A long period of sustained pressure produced the first goal as Lundqvist’s clearing attempt went off Pacioretty and into the net at 6:14.
But only 17 seconds later, the hockey gods gave it back to New York as McDonagh swiped a puck toward the net from the point and saw it go in off Gorges’ leg and a goalpost. McDonagh had a goal and an assist to give the defenceman six points in the opening two games of the series.
“The Canadiens were coming wave after wave in the first period,” said St. Louis. “If it wasn’t for Lundqvist, there might have been a different result after the first.

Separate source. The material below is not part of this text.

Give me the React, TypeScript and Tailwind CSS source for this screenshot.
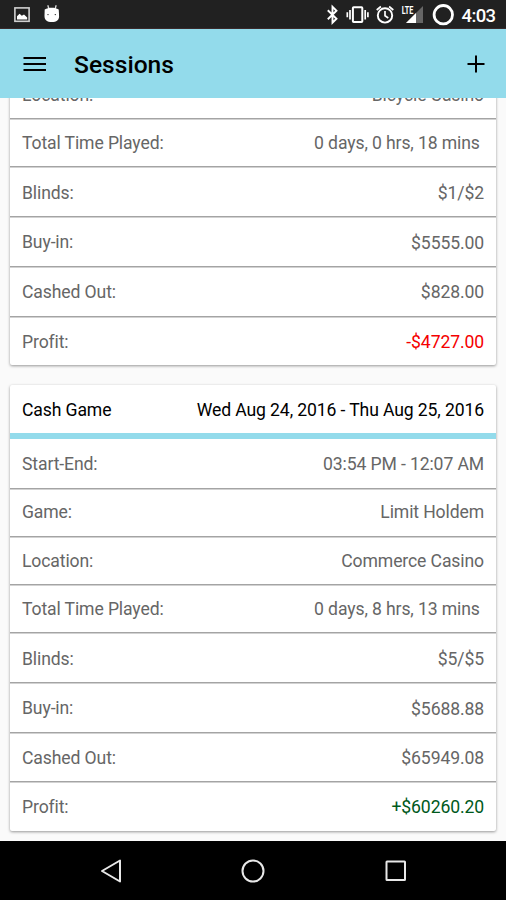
import React from "react";

type Row = {
  label: string;
  value: string;
  height: string;
  color?: string;
  nudge?: string;
};

const bicycle: Row[] = [
  { label: "Location:", value: "Bicycle Casino", height: "h-[48px]" },
  { label: "Total Time Played:", value: "0 days, 0 hrs, 18 mins ", height: "h-[48px]" },
  { label: "Blinds:", value: "$1/$2", height: "h-[50px] pt-[2px]" },
  { label: "Buy-in:", value: "$5555.00", height: "h-[50px]", nudge: "pt-[2px]" },
  { label: "Cashed Out:", value: "$828.00", height: "h-[50px]" },
  { label: "Profit:", value: "-$4727.00", height: "h-[48px] pt-[2px]", color: "text-[#f50000]" },
];

const commerce: Row[] = [
  { label: "Start-End:", value: "03:54 PM - 12:07 AM", height: "h-[50px]" },
  { label: "Game:", value: "Limit Holdem", height: "h-[48px] pb-[1px]" },
  { label: "Location:", value: "Commerce Casino", height: "h-[48px]" },
  { label: "Total Time Played:", value: "0 days, 8 hrs, 13 mins ", height: "h-[48px]" },
  { label: "Blinds:", value: "$5/$5", height: "h-[50px] pt-[2px]" },
  { label: "Buy-in:", value: "$5688.88", height: "h-[50px]", nudge: "pt-[2px]" },
  { label: "Cashed Out:", value: "$65949.08", height: "h-[49px] pt-[2px]" },
  { label: "Profit:", value: "+$60260.20", height: "h-[49px] pt-[1px]", color: "text-[#00591c]" },
];

function Rows({ rows }: { rows: Row[] }) {
  return (
    <>
      {rows.map((row) => (
        <div
          key={row.label}
          className={`flex shrink-0 items-center justify-between border-b border-[#a4a4a4] px-3 shadow-[0_1px_0_#d2d2d2] last:border-b-0 last:shadow-none ${row.height}`}
        >
          <span>{row.label}</span>
          <span className={`whitespace-pre ${row.color ?? ""} ${row.nudge ?? ""}`}>{row.value}</span>
        </div>
      ))}
    </>
  );
}

function StatusBar() {
  return (
    <div className="flex h-[29px] shrink-0 items-center border-b border-[#3a2a2c] bg-[#212121] text-white">
      <svg width="506" height="29" viewBox="0 0 506 29" fill="none">
        <rect x="14.9" y="7.9" width="14.2" height="13.4" stroke="#d0d0d0" strokeWidth="1.6" />
        <path d="M17 19.5v-3.2l2.6-2.6 2.2 2 2.2-1.2 3.2 3v2z" fill="#fff" />
        <path d="M47.8 5.2l1.2 4M56.2 5.2l-1.2 4" stroke="#ddd" strokeWidth="1.3" />
        <path d="M44.7 9.5c4-2.3 10-2.3 14 0l.4 6.5c0 4-2.5 6-7.3 6s-7.3-2-7.3-6z" fill="#fff" />
        <circle cx="48" cy="14.6" r=".7" fill="#222" />
        <circle cx="55.3" cy="14.6" r=".7" fill="#222" />
        <path d="M327.8 10.2l8.7 8.5-4 4V6.8l4 4-8.7 8.5" stroke="#fff" strokeWidth="1.9" />
        <rect x="352.9" y="7.3" width="9.4" height="14.8" rx=".8" stroke="#fff" strokeWidth="2" />
        <path d="M350 10v9.5M365.2 10v9.5M347.3 12.3v5M367.9 12.3v5" stroke="#fff" strokeWidth="1.7" />
        <circle cx="385" cy="15.4" r="7.2" stroke="#fff" strokeWidth="1.9" />
        <path d="M385 11v4.7l3.3 2.3M376.7 10l4.2-3.5M393.3 10l-4.2-3.5" stroke="#fff" strokeWidth="1.7" />
        <path d="M406 23L423 6v17z" fill="#666" />
        <path d="M406 23l10-10v10z" fill="#fff" />
        <text x="401.7" y="14" fill="#fff" fontFamily="Roboto" fontSize="11.5" fontWeight="700" textLength="11.5" lengthAdjust="spacingAndGlyphs">LTE</text>
        <circle cx="443.3" cy="14.7" r="9.2" stroke="#fff" strokeWidth="2.8" />
        <text x="461.5" y="22" fill="#fff" fontFamily="Roboto" fontSize="18.5" fontWeight="500" textLength="34.5">4:03</text>
      </svg>
    </div>
  );
}

export default function App() {
  return (
    <div className="flex h-[900px] w-[506px] flex-col overflow-hidden bg-[#fafafa] font-['Roboto',sans-serif] text-[17.6px] leading-6 tracking-[-0.12px] text-[#666]">
      <StatusBar />
      <header className="flex h-[69px] shrink-0 items-center bg-[#93dbeb] pl-[23px] pr-[21px] text-black">
        <svg width="24" height="18" viewBox="0 0 24 18" stroke="#000" strokeWidth="2">
          <path d="M.5 3h22.5M.5 9h22.5M.5 15h22.5" />
        </svg>
        <h1 className="ml-[27px] mt-[3px] text-[24.6px] font-medium leading-8 tracking-normal">Sessions</h1>
        <svg className="ml-auto" width="18" height="18" viewBox="0 0 18 18" stroke="#000" strokeWidth="2">
          <path d="M.5 9h17M9 .5v17" />
        </svg>
      </header>

      {/* list scrolled to the bottom */}
      <main className="flex h-[743px] shrink-0 flex-col justify-end gap-5 overflow-hidden px-[10px] pb-[10px]">
        <section className="flex shrink-0 flex-col rounded-[2px] bg-white shadow-[0_1px_3px_rgba(0,0,0,0.4)]">
          <Rows rows={bicycle} />
        </section>
        <section className="flex shrink-0 flex-col rounded-[2px] bg-white shadow-[0_1px_3px_rgba(0,0,0,0.4)]">
          <div className="flex h-[54px] items-center justify-between border-b-[6px] border-[#93dbeb] px-3 pt-[2px] text-black">
            <span>Cash Game</span>
            <span>Wed Aug 24, 2016 - Thu Aug 25, 2016</span>
          </div>
          <div className="flex flex-col">
            <Rows rows={commerce} />
          </div>
        </section>
      </main>

      <nav className="flex h-[59px] shrink-0 items-center justify-center bg-black">
        <svg width="310" height="26" viewBox="0 0 310 26" fill="none" stroke="#e8e8e8" strokeWidth="2">
          <path d="M4 13L22 2.5v21z" strokeLinejoin="round" />
          <circle cx="155" cy="13" r="10.5" />
          <rect x="288.5" y="3.5" width="18.5" height="18.5" rx=".5" />
        </svg>
      </nav>
    </div>
  );
}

“He gave us time to find our legs. The goal by Mac was a big one. It calmed everyone down and allowed us to regroup.”
The crowd was booing Kreider when he sent a pass across to the right side and Nash’s one-time went in off the midsection of Tokarski, who was late getting across. It was the second in as many games and second of the playoffs for Nash.
Tokarski had no chance as St. Louis wired a shot from the slot on a power play inside the post at 8:03 of the middle frame.
The Rangers played a thorough defensive game in the third to prevent a comeback.
St. Louis scored a day after he and his teammates attended the funeral of his mother, who died suddenly just before Mother’s Day. The Rangers have rallied around the grieving veteran and have won five in a row since her death.
“It’s been an emotional weekend,” said St. Louis. “I’ll definitely never forget this weekend for many reasons, but I think the grieving process will still take a while.
“But that stuff is behind me. Tonight, we wanted to make sure we’d have the emotion we’d need to win this game because we knew they would come out hard, especially rallying, losing their best player, so I thought we answered.”
Notes — Montreal’s Alex Galchenyuk returned from an injury to see his first playoff action for Montreal, replacing Michael Bournival. He got 13:23 of ice time and looked rusty. . New York forward Derick Brassard, who suffered a suspected shoulder injury in Game 1, was replaced by grinder Dan Carcillo. . . Price was photographed at the Bell Centre with a brace on his right knee. . . Prime Minister Stephen Harper attended the game.